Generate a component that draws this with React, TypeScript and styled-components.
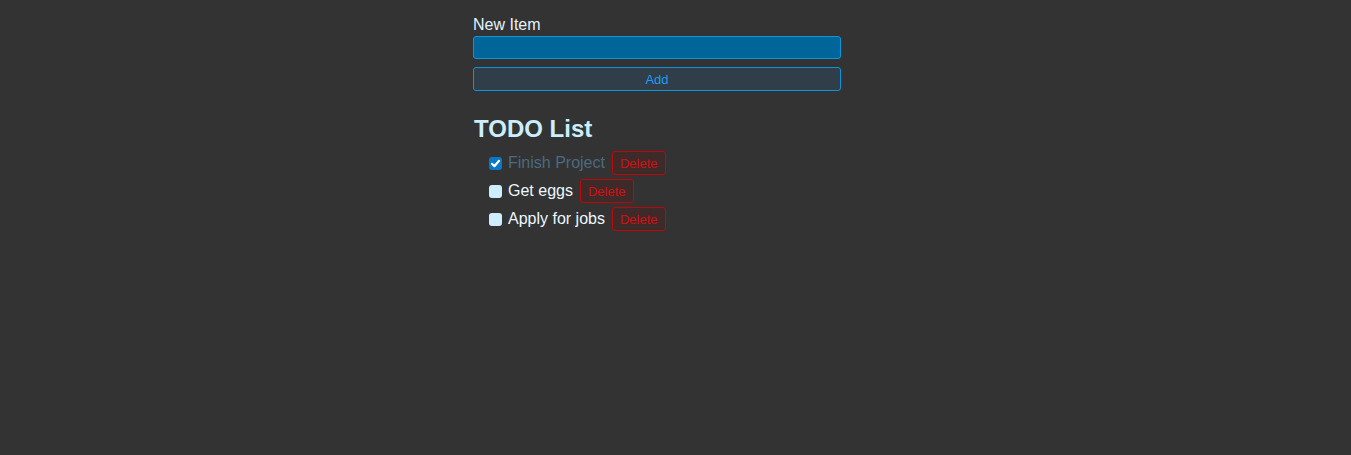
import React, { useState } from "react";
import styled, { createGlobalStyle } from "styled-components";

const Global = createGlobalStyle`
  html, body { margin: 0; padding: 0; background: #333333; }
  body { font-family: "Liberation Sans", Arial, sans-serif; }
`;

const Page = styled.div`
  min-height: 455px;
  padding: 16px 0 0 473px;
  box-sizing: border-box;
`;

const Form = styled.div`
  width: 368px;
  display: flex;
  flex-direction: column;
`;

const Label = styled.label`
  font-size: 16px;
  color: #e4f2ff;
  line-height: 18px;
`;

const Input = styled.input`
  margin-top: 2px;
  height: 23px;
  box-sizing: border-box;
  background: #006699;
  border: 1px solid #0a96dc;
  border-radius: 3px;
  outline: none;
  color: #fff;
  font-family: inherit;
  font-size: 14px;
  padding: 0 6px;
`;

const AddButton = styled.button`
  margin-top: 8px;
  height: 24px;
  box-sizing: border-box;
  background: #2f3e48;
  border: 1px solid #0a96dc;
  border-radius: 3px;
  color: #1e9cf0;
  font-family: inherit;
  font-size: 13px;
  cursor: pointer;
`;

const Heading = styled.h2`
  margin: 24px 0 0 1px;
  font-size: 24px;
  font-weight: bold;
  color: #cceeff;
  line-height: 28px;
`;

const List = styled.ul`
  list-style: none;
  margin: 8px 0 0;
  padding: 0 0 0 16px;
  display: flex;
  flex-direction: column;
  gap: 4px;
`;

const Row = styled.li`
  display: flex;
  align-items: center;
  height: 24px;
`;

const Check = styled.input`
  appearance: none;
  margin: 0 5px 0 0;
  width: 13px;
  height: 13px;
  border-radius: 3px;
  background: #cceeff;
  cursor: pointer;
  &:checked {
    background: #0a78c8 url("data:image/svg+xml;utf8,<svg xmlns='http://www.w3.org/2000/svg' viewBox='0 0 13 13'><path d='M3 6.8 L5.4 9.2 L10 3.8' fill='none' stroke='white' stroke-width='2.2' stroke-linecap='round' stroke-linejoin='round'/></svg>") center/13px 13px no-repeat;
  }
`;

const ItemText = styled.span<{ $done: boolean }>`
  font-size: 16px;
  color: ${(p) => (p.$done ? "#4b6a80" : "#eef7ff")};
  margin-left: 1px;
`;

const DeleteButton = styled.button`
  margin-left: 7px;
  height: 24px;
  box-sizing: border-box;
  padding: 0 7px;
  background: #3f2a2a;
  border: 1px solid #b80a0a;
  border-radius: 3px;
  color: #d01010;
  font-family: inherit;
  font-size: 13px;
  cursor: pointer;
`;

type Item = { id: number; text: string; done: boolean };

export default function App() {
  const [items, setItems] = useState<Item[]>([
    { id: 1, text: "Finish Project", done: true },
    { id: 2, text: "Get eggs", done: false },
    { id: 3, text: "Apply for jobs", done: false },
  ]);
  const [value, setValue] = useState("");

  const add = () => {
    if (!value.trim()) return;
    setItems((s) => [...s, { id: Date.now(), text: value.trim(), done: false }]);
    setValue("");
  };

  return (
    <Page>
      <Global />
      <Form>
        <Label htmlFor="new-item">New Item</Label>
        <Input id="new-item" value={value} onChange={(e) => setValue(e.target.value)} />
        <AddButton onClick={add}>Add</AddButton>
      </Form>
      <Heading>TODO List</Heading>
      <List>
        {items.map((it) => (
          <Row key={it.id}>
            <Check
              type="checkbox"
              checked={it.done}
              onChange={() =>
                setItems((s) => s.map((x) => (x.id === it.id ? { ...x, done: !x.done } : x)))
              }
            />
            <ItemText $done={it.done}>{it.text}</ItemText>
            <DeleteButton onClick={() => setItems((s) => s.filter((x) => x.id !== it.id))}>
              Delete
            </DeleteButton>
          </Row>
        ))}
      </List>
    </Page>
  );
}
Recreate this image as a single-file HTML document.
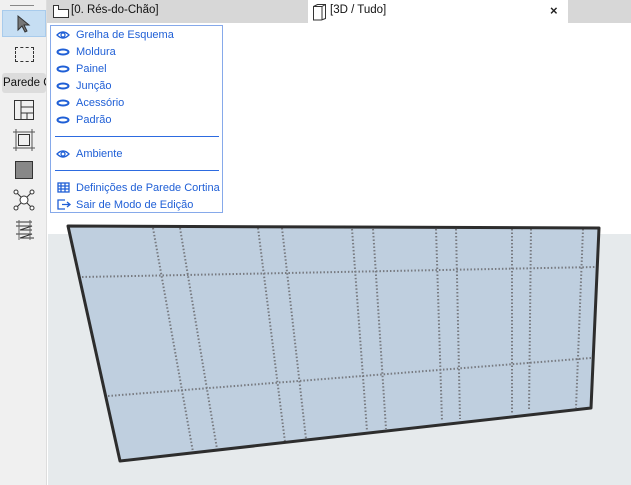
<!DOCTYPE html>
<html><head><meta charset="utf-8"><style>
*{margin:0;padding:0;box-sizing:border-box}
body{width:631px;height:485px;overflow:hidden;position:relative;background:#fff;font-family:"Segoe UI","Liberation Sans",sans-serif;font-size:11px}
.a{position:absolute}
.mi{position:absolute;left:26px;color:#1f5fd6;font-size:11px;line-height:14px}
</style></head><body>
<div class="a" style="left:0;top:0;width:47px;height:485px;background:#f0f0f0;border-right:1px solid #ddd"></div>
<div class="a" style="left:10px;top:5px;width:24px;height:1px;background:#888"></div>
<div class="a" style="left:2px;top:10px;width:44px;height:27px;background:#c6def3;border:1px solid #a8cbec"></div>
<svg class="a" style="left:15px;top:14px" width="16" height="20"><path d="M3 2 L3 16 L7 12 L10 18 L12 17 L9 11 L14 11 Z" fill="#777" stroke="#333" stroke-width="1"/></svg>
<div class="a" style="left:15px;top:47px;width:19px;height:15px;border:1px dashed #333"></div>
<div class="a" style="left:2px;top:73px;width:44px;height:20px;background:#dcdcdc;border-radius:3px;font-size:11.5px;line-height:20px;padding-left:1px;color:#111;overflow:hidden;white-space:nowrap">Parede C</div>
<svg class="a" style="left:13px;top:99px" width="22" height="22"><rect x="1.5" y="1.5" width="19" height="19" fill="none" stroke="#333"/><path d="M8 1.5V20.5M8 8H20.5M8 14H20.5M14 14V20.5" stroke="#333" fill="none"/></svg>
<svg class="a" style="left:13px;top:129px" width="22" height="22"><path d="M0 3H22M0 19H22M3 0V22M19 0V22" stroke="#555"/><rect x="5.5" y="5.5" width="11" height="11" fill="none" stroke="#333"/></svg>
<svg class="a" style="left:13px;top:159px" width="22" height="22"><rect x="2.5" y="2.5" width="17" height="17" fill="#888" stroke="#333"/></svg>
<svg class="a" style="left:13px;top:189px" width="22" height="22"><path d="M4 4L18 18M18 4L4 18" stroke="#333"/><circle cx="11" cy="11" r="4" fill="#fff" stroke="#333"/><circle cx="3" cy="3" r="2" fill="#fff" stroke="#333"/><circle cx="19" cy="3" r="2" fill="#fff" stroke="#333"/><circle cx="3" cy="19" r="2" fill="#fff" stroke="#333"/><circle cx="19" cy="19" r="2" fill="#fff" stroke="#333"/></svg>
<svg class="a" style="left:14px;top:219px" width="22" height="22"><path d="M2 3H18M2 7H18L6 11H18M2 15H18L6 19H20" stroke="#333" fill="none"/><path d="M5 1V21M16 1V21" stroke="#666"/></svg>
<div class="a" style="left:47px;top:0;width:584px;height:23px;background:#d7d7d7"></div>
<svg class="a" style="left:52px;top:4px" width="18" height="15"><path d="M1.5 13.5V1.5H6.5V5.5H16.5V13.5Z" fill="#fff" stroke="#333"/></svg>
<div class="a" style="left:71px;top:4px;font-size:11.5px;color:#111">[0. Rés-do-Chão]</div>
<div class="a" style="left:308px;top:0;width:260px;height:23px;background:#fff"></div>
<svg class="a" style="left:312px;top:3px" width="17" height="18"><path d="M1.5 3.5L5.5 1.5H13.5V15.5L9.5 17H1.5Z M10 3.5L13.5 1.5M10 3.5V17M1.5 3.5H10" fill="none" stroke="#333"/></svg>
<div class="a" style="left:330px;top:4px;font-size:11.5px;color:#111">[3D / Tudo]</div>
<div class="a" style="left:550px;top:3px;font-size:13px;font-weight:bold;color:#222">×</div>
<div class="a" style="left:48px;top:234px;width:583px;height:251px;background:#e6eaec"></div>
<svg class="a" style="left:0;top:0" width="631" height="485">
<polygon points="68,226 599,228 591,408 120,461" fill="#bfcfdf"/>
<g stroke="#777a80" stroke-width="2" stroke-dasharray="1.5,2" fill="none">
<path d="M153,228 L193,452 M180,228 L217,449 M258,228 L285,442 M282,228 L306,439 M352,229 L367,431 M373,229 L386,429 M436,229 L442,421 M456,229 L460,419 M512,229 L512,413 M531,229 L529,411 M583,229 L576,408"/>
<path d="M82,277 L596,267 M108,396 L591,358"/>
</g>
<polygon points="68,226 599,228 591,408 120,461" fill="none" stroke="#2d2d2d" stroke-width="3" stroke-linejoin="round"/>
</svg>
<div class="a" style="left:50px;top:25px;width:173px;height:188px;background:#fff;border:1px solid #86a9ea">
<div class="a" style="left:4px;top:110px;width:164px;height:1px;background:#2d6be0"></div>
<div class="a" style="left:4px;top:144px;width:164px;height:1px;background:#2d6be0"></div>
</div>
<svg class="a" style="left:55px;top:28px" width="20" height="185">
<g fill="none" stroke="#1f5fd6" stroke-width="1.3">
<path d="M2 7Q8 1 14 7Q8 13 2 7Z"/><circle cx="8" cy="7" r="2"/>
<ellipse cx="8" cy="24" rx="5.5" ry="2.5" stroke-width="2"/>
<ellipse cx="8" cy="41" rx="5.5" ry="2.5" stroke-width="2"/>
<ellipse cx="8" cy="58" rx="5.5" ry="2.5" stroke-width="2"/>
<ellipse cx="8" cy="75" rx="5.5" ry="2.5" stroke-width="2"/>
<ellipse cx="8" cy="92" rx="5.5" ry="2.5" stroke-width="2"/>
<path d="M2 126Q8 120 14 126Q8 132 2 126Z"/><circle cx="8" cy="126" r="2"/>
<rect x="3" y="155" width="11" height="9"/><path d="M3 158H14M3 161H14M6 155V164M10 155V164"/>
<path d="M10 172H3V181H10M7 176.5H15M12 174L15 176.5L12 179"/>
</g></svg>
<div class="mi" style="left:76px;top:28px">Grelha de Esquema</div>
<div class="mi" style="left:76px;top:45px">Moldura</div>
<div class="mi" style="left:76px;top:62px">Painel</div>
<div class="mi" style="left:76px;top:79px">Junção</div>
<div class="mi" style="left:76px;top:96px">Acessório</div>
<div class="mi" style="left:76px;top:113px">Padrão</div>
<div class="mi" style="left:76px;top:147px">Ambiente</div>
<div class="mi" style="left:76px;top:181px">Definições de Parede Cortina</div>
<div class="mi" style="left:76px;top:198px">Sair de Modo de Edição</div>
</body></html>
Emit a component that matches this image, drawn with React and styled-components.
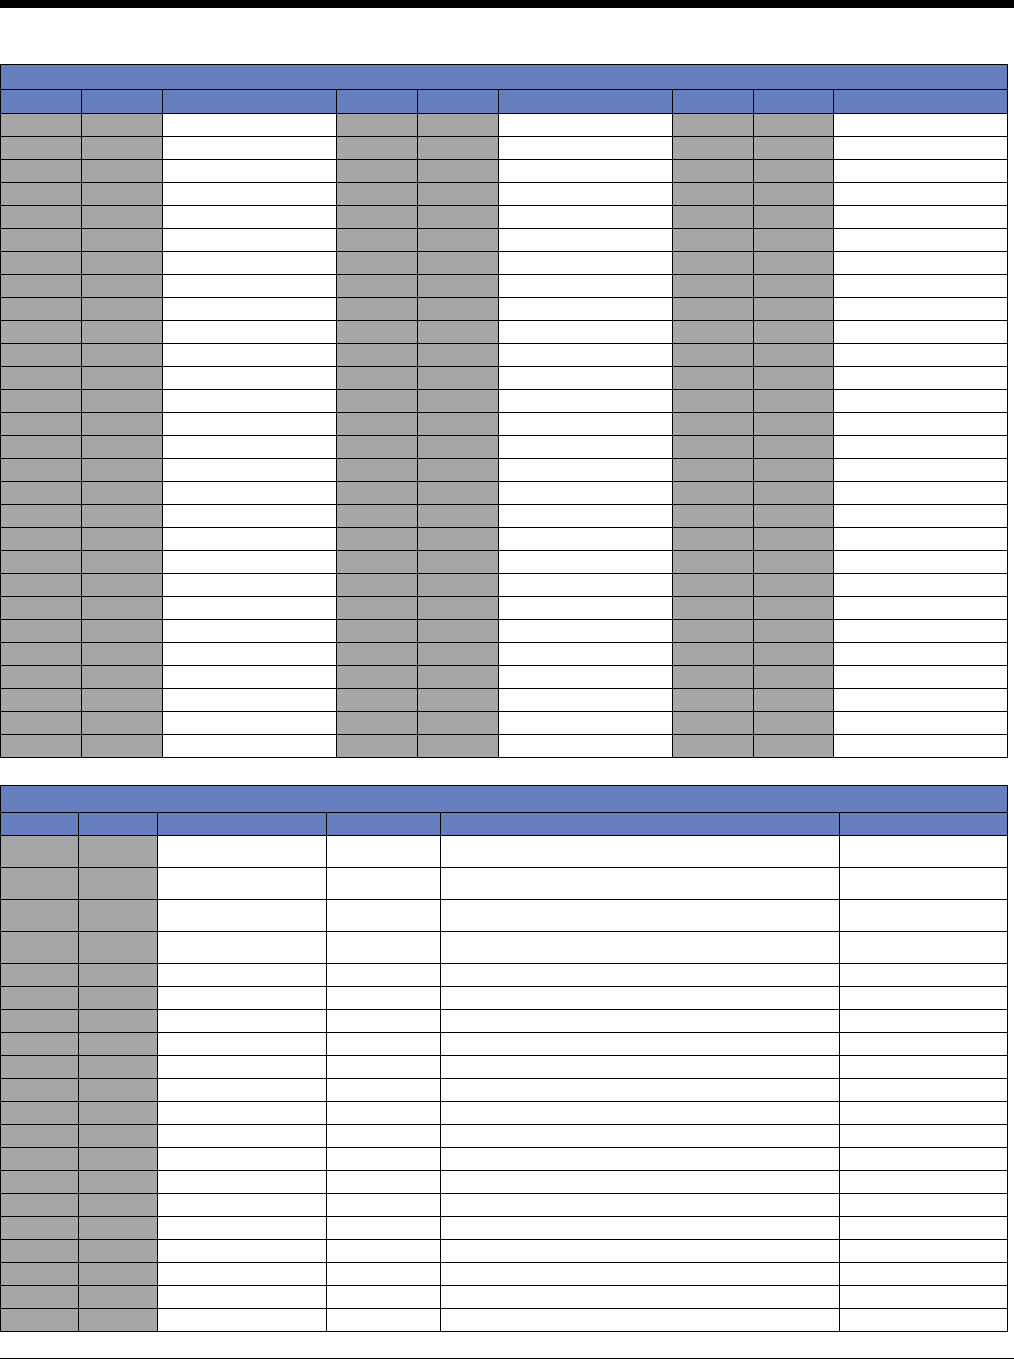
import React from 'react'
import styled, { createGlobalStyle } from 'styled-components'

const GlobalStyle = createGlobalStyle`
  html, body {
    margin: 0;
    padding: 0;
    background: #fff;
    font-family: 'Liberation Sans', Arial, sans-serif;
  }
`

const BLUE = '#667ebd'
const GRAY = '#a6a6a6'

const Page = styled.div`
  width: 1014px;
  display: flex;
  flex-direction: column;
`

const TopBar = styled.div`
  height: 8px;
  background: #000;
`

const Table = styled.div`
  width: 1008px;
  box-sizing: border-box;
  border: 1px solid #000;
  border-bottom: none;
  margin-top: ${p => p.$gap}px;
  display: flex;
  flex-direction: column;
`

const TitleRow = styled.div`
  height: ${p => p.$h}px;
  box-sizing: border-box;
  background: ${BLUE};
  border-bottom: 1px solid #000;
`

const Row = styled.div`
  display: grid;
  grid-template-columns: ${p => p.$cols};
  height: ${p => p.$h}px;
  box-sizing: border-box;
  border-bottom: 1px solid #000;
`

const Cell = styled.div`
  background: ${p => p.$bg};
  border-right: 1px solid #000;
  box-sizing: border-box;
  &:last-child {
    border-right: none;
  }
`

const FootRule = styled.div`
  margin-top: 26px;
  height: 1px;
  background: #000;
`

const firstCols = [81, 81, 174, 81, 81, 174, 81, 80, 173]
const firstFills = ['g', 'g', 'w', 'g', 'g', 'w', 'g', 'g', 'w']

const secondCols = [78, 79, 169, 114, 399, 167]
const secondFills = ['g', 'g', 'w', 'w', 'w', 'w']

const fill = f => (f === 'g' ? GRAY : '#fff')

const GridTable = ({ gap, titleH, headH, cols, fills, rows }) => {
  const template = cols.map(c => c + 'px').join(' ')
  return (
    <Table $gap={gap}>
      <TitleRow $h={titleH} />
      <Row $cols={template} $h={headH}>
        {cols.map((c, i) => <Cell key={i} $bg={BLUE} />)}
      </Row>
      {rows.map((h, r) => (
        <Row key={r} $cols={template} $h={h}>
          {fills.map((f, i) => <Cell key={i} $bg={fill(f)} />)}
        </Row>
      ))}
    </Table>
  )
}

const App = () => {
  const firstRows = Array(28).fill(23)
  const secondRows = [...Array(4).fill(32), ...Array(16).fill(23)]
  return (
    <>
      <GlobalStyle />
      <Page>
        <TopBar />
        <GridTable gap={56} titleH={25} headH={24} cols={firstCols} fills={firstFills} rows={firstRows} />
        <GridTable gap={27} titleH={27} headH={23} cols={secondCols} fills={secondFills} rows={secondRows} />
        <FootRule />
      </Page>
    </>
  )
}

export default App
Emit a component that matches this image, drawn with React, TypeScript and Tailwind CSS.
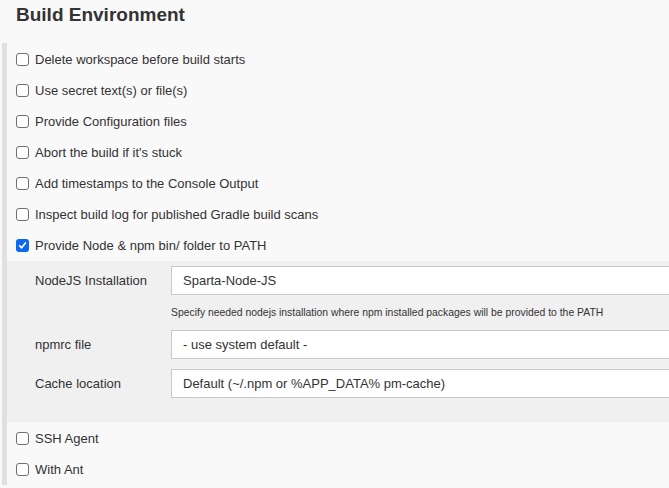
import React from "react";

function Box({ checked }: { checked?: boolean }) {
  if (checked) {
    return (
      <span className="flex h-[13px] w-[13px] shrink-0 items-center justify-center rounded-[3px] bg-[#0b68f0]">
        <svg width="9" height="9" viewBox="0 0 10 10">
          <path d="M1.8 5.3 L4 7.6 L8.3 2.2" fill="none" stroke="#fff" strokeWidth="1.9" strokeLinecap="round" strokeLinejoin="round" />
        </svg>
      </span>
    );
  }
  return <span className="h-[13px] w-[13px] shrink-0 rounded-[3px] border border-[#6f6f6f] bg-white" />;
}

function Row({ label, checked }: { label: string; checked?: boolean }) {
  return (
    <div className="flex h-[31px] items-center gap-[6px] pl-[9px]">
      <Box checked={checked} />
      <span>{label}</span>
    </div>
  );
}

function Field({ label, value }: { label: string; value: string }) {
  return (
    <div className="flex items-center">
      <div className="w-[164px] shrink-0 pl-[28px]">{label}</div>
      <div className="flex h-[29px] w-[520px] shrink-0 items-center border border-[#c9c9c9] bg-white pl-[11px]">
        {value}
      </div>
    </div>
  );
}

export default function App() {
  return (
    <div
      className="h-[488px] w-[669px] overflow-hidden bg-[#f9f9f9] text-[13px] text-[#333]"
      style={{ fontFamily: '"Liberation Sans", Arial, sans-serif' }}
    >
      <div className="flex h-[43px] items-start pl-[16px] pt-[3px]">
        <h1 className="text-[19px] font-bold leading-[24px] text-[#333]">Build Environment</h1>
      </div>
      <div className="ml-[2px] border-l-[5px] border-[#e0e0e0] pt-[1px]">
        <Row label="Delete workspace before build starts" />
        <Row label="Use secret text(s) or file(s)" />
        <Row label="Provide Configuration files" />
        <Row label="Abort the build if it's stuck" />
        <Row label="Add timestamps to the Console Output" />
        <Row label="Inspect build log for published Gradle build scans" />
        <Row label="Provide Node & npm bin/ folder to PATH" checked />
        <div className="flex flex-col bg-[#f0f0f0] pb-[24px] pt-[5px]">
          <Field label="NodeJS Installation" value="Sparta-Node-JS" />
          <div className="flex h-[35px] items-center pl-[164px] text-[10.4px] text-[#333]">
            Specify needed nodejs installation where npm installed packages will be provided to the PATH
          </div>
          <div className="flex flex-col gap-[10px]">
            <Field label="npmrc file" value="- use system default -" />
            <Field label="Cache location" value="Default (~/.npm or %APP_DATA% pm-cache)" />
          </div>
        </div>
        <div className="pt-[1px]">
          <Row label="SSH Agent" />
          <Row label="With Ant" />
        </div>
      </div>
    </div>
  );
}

• PROMPT: Identify the lines of the entries containing the string "that". Copy each such line.

• REPLY:
Generate a component that draws this with React, TypeScript and styled-components.
Emit a component that matches this image, drawn with React and styled-components.
Emit a component that matches this image, drawn with React, TypeScript and Tailwind CSS.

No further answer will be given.